How To Improve Your Website Performance
Thanks to the fact that Google has never released all the factors they base their algorithm rankings on, most of us simply speculate about the finer details. The better-known factors, such as keyword placement and URL, are both employed by most SEO experts, but did you know that there are actually over 200 signals being used by the search giant to index organic content? These range from domain and site level factors, to backlinks, on-page elements, backlinks, social signals and interaction by users.
English: a chart to describe the search engine…
Whether you want to improve your organic ranking to scale back on PPC spend, or simply to make sure you attract your ideal customer in the most effective way possible, you should be investing in organic SEO. Why? Well, according to Hubspot:
More than 1.1 billion people use Google search each month to make 114 billion searches. According to comScore, Google holds 67.6% of the U.S. search engine market share. This means that marketers looking to rank highly in organic search have to worry a great deal about what Google is looking for.
Let’s take a look at the most important factors used by Google when evaluating a website.
Factors Relating To The Domain
Domain age is important but here we’re talking about a ten-year old domain vs one that has just been reserved. If it’s a matter of a year old and a six month old website, there’s not much difference between them. What is slightly more important is the keyword appearing in your primary domain. And, what is an edge over that is when the keyword is the first word in the domain.
Conversely, if your domain is a known spammer it’s more likely that Google will penalize you.
On-Page SEO Elements
Your title tag is one of the most important classifiers on your website, so it is important for it to contain your keyword. The closer to the beginning you can insert your keyword, the more relevant it will appear to search engines. Doubling up and including it in your description (unique) is also important.
On the page, the H1 tag provides a second way of indexing for search engines, a trait that has been proven by research. You can extend the effectiveness of this by ensuring that the keyword is the phrase used most often in the piece of content you are optimizing. You need to be careful here though, as you do not want this to appear spammy and over-done.
Longer content is also known to be more effective at matching search engine criteria, as it is more comprehensive and offers readers more value, something that search engines want to make certain of.
Bing and Google have both been very explicit about the speed at which a page loads, as a ranking factor. The spiders used to index page content also read your website’s file sizes and codes, to see how quickly it will load, so it is not necessarily a real-time assessment, rather a best practice approach. It is also rumored that Google makes use of the Chrome browser to detect a page’s speed, so if you want to be really sure, run your tests using Chrome as your primary browser.
Frequency Of Updates
The frequency with which you update your website content, measured by Google’s Caffeine update, allows the search engines to index the time sensitivity of your information. This is more valuable for their readers, who want to see recent and relevant information.
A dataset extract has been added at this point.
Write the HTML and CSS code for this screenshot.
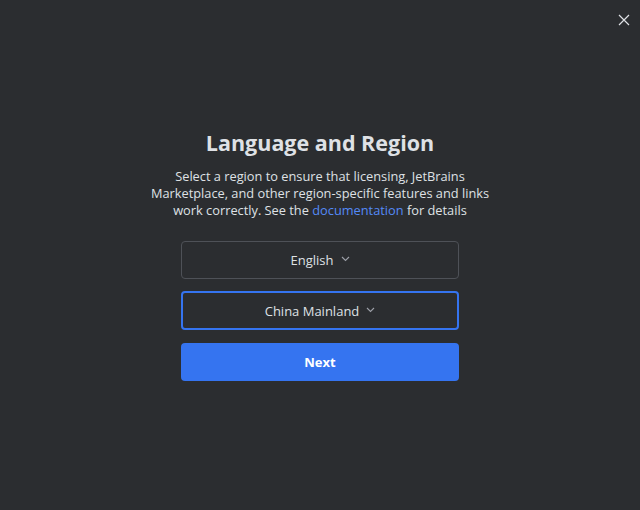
FILE: index.html
```html
<!DOCTYPE html>
<html>
<head>
<meta charset="utf-8">
<link rel="stylesheet" href="styles.css">
</head>
<body>
<div class="window">
  <button class="close" aria-label="Close">
    <svg width="12" height="12" viewBox="0 0 12 12"><path d="M1 1L11 11M11 1L1 11" stroke="#dfe1e5" stroke-width="1.2" fill="none"/></svg>
  </button>
  <main class="content">
    <h1 class="title">Language and Region</h1>
    <p class="desc">Select a region to ensure that licensing, JetBrains Marketplace, and other region-specific features and links work correctly. See the <a class="link">documentation</a> for details</p>
    <div class="controls">
      <div class="select">English <svg class="chev" width="9" height="6" viewBox="0 0 9 6"><path d="M1 1L4.5 4.5L8 1" stroke="#9da0a8" stroke-width="1.1" fill="none"/></svg></div>
      <div class="select focused">China Mainland <svg class="chev" width="9" height="6" viewBox="0 0 9 6"><path d="M1 1L4.5 4.5L8 1" stroke="#9da0a8" stroke-width="1.1" fill="none"/></svg></div>
      <button class="primary">Next</button>
    </div>
  </main>
</div>
</body>
</html>
```
FILE: styles.css
```css
html, body {
  margin: 0;
  padding: 0;
  background: #2b2d30;
}
.window {
  position: relative;
  width: 640px;
  height: 510px;
  background: #2b2d30;
  font-family: "Open Sans", "Noto Sans", sans-serif;
  color: #dfe1e5;
}
.close {
  position: absolute;
  top: 14px;
  right: 10px;
  width: 12px;
  height: 12px;
  padding: 0;
  border: 0;
  background: none;
  display: flex;
}
.content {
  display: flex;
  flex-direction: column;
  align-items: center;
  padding-top: 128px;
}
.title {
  margin: 0;
  font-size: 21.5px;
  line-height: 30px;
  font-weight: 700;
  color: #dfe1e5;
}
.desc {
  margin: 10px 0 0;
  width: 345px;
  text-align: center;
  font-size: 12.8px;
  line-height: 17px;
  color: #dfe1e5;
}
.link {
  color: #548af7;
}
.controls {
  margin-top: 22px;
  width: 278px;
  display: flex;
  flex-direction: column;
  gap: 12px;
}
.select {
  box-sizing: border-box;
  height: 38px;
  border: 1px solid #4e5157;
  border-radius: 4px;
  display: flex;
  align-items: center;
  justify-content: center;
  gap: 7px;
  font-size: 13px;
  color: #dfe1e5;
}
.select.focused {
  height: 39px;
  border: 2px solid #3574f0;
}
.chev {
  margin-top: -2px;
}
.primary {
  margin-top: 1px;
  height: 38px;
  border: 0;
  border-radius: 4px;
  background: #3574f0;
  color: #ffffff;
  font-family: inherit;
  font-size: 13px;
  font-weight: 700;
}
```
Not only that, making significant changes is more effective than changing a word here or there. Bringing a new page or section (or removing one), will probably attract more search engine attention.
Quality Of Content
Well-written content that does not have lots of spelling and grammar mistakes will also achieve a better ranking for the pages you optimize. Similarly, pages with high quality outbound links (links to authoritative sites with lots of quality traffic) can also improve your ranking. Moz.com reminds us:
Currently, the major engines typically interpret importance as popularity – the more popular a site, page or document, the more valuable the information contained therein must be. This assumption has proven fairly successful in practice, as the engines have continued to increase users’ satisfaction by using metrics that interpret popularity.
Factors That Make A Difference At Site Level
So those are some of the micro elements a search engine is likely to use when ranking your site, but there are also higher level factors that will be based on to get a snapshot of how effectively your site works. For example, a contact page is essential for letting the search engines know there are real humans available to help users when they migrate from the online environment.
A site that has an intuitive architecture is also likely to be scored higher by the search engines. This allows them to index and organize your content a lot faster. The number of pages it has also tells them whether there is decent content available. A large site with lots of pages that are well organized is more likely to rank higher.
From a safety and security point of view it is imperative that ecommerce sites have an SSL certificate and that they feature privacy and terms of service pages.
Today, the SEO landscape also includes social media signals, as these are a good indicator of a brand’s popularity with online users. As this article from Search Engine Journals tell us:
YouTube is the second largest search engine, outstripping Bing, Ask, AOL, and Yahoo in sheer volume of searches. Twitter manages 2.1 billion queries every day. Facebook’s own search engine handles an estimated half billion on a daily basis. This. This is the new SEO. And it’s completely social.
If your CEO is still asking about the value of social interactions, this is one statistic you need to present. You might not be able to rank first for every keyword straightaway but you may be able to pick up the pace on your social channels of choice and this, in the long run, can only complement your organic SEO efforts.